April 23, 2020
Overdose Response Team Updates Spike Alert
No New Fatalities Since April 11; Support Services Expanded
The Oneida County Overdose Response Team issued an overdose spike alert on April 12, 2020, notifying the public of five overdose fatalities that had taken place in the week prior.
Since that alert was issued, there have been 19 additional overdoses, with no additional overdose fatalities. The last overdose fatality took place on April 11.
The Overdose Response Team is encouraged that there have been no additional overdose fatalities since its last alert, however, it urges community partners, people with substance use disorder and their loved ones to be steadfast in their overdose prevention efforts especially because of the physical distancing required to reduce the spread of the COVID-19 virus.
“Many people are feeling alone right now, and we want them to know that is not the case,” said Oneida County Executive Anthony J. Picente. Jr. “Oneida County is here for you. Our team of community partners is ready to help. I am proud of the way our Opioid Task Force members have responded to the recent spike alert amidst this pandemic, and want to make sure our residents know how services and protocols are being expanded and amended to make sure they can access the treatment, recovery and harm reduction services they may need during these especially difficult times.”
Like so many communities across the country, Opioid Task Force is concerned that the extended isolation due to COVID-19 might exacerbate the problem for people with substance use disorder. The Task Force has intensified its efforts to ensure people can get the services they need while at the same time protecting them from COVID-19, which could be especially harmful to people with substance use disorder.
Below is a listing of some of the actions taken to address the overdose spike:
• Falcon Clinic for Health, Wellness, and Recovery is expanding capacity to accept patients for stabilization and maintenance treatment with buprenorphine to assist patients in managing their substance use disorder.
• White Deer Run Treatment Network has created a special response team to expedite the referral and admission process for individuals with certain insurances. Beds, transportation, and treatment teams are available and on standby.
• Rescue Mission’s Peer Recovery Advocates are reaching out to recent overdose victims identified by ODMAP via telephone to provide support and help link them to treatment.
• ACR Health’s Syringe Exchange Program is providing an array of in-person and mobile harm reduction services to reduce risk of overdose death and teach flexible options for cutting back.
• Center for Family Life & Recovery is providing several virtual recovery support meetings for families of and individuals with substance use disorder.
• Community Recovery Center is providing both mental health and Medication Assisted Treatment (MAT) for substance use disorder via telehealth.
• Conifer has detox beds available and transportation.
• Helio Health, Insight House and CNY Services facilities are open and accepting new patients in all levels of care, with no wait list and offering take home doses of MAT.
• Beacon Center is accepting new patients, offering virtual counseling/group sessions, and take home MAT.

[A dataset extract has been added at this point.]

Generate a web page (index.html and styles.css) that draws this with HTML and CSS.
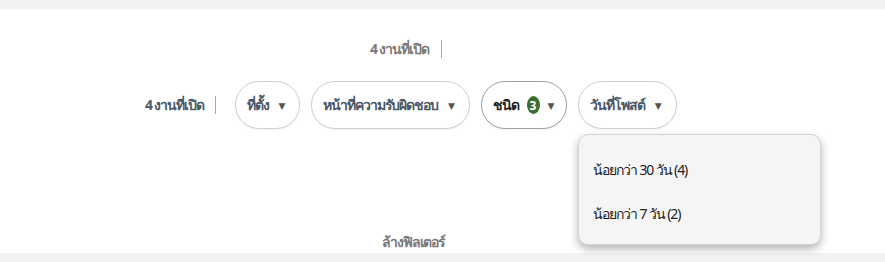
FILE: index.html
```html
<!DOCTYPE html>
<html lang="th">
<head>
    <meta charset="UTF-8">
    <title>ฟิลเตอร์งาน</title>
    <link rel="stylesheet" href="styles.css">
</head>
<body>
    <div class="band"></div>

    <div class="summary">
        <span class="count-muted">4 งานที่เปิด</span>
        <span class="divider"></span>
    </div>

    <div class="filter-bar">
        <span class="count">4 งานที่เปิด</span>
        <span class="divider"></span>

        <button class="pill">ที่ตั้ง <span class="caret">▼</span></button>
        <button class="pill">หน้าที่ความรับผิดชอบ <span class="caret">▼</span></button>
        <button class="pill pill-active"><b>ชนิด</b> <span class="badge">3</span> <span class="caret">▼</span></button>

        <div class="pill-wrap">
            <button class="pill">วันที่โพสต์ <span class="caret">▼</span></button>
            <ul class="menu">
                <li>น้อยกว่า 30 วัน (4)</li>
                <li>น้อยกว่า 7 วัน (2)</li>
            </ul>
        </div>
    </div>

    <div class="clear">ล้างฟิลเตอร์</div>

    <div class="band band-bottom"></div>
</body>
</html>
```

FILE: styles.css
```css
* {
    margin: 0;
    padding: 0;
    box-sizing: border-box;
}

body {
    width: 885px;
    height: 262px;
    background: #fff;
    font-family: 'Noto Sans', 'DejaVu Sans', sans-serif;
    font-size: 14px;
    letter-spacing: -1.1px;
    color: #333;
    position: relative;
    overflow: hidden;
}

.band {
    height: 9px;
    background: #f2f2f2;
}

.band-bottom {
    position: absolute;
    left: 0;
    right: 0;
    bottom: 0;
}

.summary {
    display: flex;
    align-items: center;
    gap: 12px;
    padding: 18px 0 0 370px;
    height: 62px;
}

.count-muted {
    color: #7a7a7a;
    font-weight: bold;
}

.divider {
    width: 1px;
    height: 18px;
    background: #aaa;
}

.filter-bar {
    display: flex;
    align-items: center;
    padding: 10px 0 0 145px;
}

.count {
    color: #4b5866;
    font-weight: bold;
}

.filter-bar .divider {
    margin: 0 19px 0 11px;
}

.pill {
    display: flex;
    align-items: center;
    gap: 10px;
    height: 48px;
    padding: 0 14px 0 11px;
    margin-right: 11px;
    border: 1.5px solid #d0d0d0;
    border-radius: 24px;
    background: #fff;
    font-family: inherit;
    font-size: 14px;
    letter-spacing: -1.1px;
    font-weight: bold;
    color: #4b5866;
    box-shadow: 0 1px 2px rgba(0, 0, 0, 0.06);
}

.pill-active {
    gap: 8px;
    padding-right: 12px;
    border-color: #a0a0a0;
    color: #222;
}

.caret {
    font-size: 9px;
    letter-spacing: 0;
    color: #555;
}

.badge {
    width: 13px;
    height: 18px;
    border-radius: 50%;
    background: #3b6e32;
    color: #fff;
    font-size: 12px;
    letter-spacing: 0;
    display: flex;
    align-items: center;
    justify-content: center;
}

.pill-wrap {
    position: relative;
}

.menu {
    position: absolute;
    top: 53px;
    left: 0;
    width: 243px;
    height: 111px;
    list-style: none;
    background: #f5f5f5;
    border: 1px solid #d5d5d5;
    border-radius: 10px;
    box-shadow: 0 4px 8px rgba(0, 0, 0, 0.3);
    padding: 24px 14px;
    display: flex;
    flex-direction: column;
    gap: 22px;
    color: #222;
    z-index: 2;
}

.clear {
    margin: 102px 0 0 382px;
    color: #7a7a7a;
    font-weight: bold;
}
```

Multiple agencies are expanding efforts to ensure that Naloxone is provided to people at high risk of experiencing or witnessing overdose. They are dropping off or mailing kits to individuals in need and providing virtual Narcan trainings for individuals and/or groups.
A host of virtual recovery resources can be found at https://www.samhsa.gov/sites/default/files/virtual-recovery-resources.pdf.
The community can go to the county’s website at ocgov.net/health to find the most updated information on local substance use treatment provider COVID-19 updates and a quick reference guide.